Face Detection in Python using the Viola-Jones algorithm on the CBCL Face Database published by MIT's Center for Biological and Computational Learning. Learn how it works by reading my tuturial published in The Data Driven Investor on Medium.
Part one (The basic algorithm): https://medium.com/datadriveninvestor/understanding-and-implementing-the-viola-jones-image-classification-algorithm-85621f7fe20b
Part Two (The Attentional Cascade): https://medium.com/datadriveninvestor/understanding-and-implementing-viola-jones-part-two-97ae164ee60f
- viola_jones.py
- An implementation of the Viola-Jones algorithm
- Viola, Paul, and Michael Jones. "Rapid object detection using a boosted cascade of simple features." Computer Vision and Pattern Recognition, 2001. CVPR 2001. Proceedings of the 2001 IEEE Computer Society Conference on. Vol. 1. IEEE, 2001.
- cascade.py
- An implementation of the attentional cascade introduced by Paul Viola and Michael Jones
- face_detection.py
- Methods to train and test a ViolaJones classifier on the training and test datasets
- Methods to train and test a CascadeClassifier on the training and test datasets
The data is described at http://cbcl.mit.edu/software-datasets/FaceData2.html, and I downloaded from www.ai.mit.edu/courses/6.899/lectures/faces.tar.gz and compiled into pickle files.

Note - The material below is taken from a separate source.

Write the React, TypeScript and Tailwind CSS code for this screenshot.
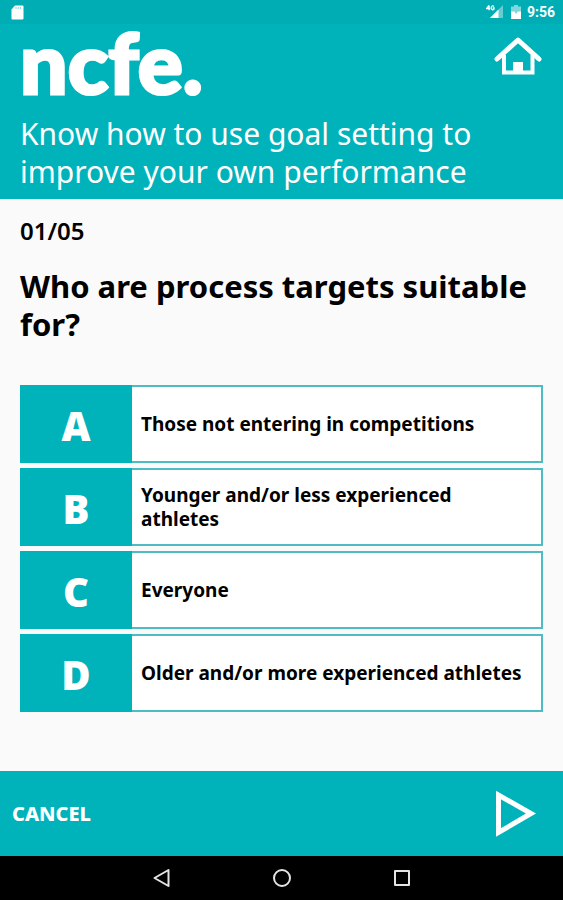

Each image is 19x19 and greyscale. There are Training set: 2,429 faces, 4,548 non-faces Test set: 472 faces, 23,573 non-faces
-
training.pkl
- An array of tuples. The first element of each tuple is a numpy array representing the image. The second element is its clasification (1 for face, 0 for non-face)
- 2429 face images, 4548 non-face images
-
test.pkl
- An array of tuples. The first element of each tuple is a numpy array representing the image. The second element is its clasification (1 for face, 0 for non-face)
- 472 faces, 23573 non-face images
- 50.pkl
- A 50 feature Viola Jones classifier
- 200.pkl
- A 200 feature Viola Jones classifier
- cascade.pkl
- An Attentional Cascade of classifiers looking at 1 feature, 5 features, 10 features, and 50 features.
The hyperparameter T for the ViolaJones class represents how many weak classifiers it uses.
For T=10, the model achieved 85.5% accuracy on the training set and 78% accuracy on the test set.
For T=50, the model achieved 93% accuracy on both the training and test set.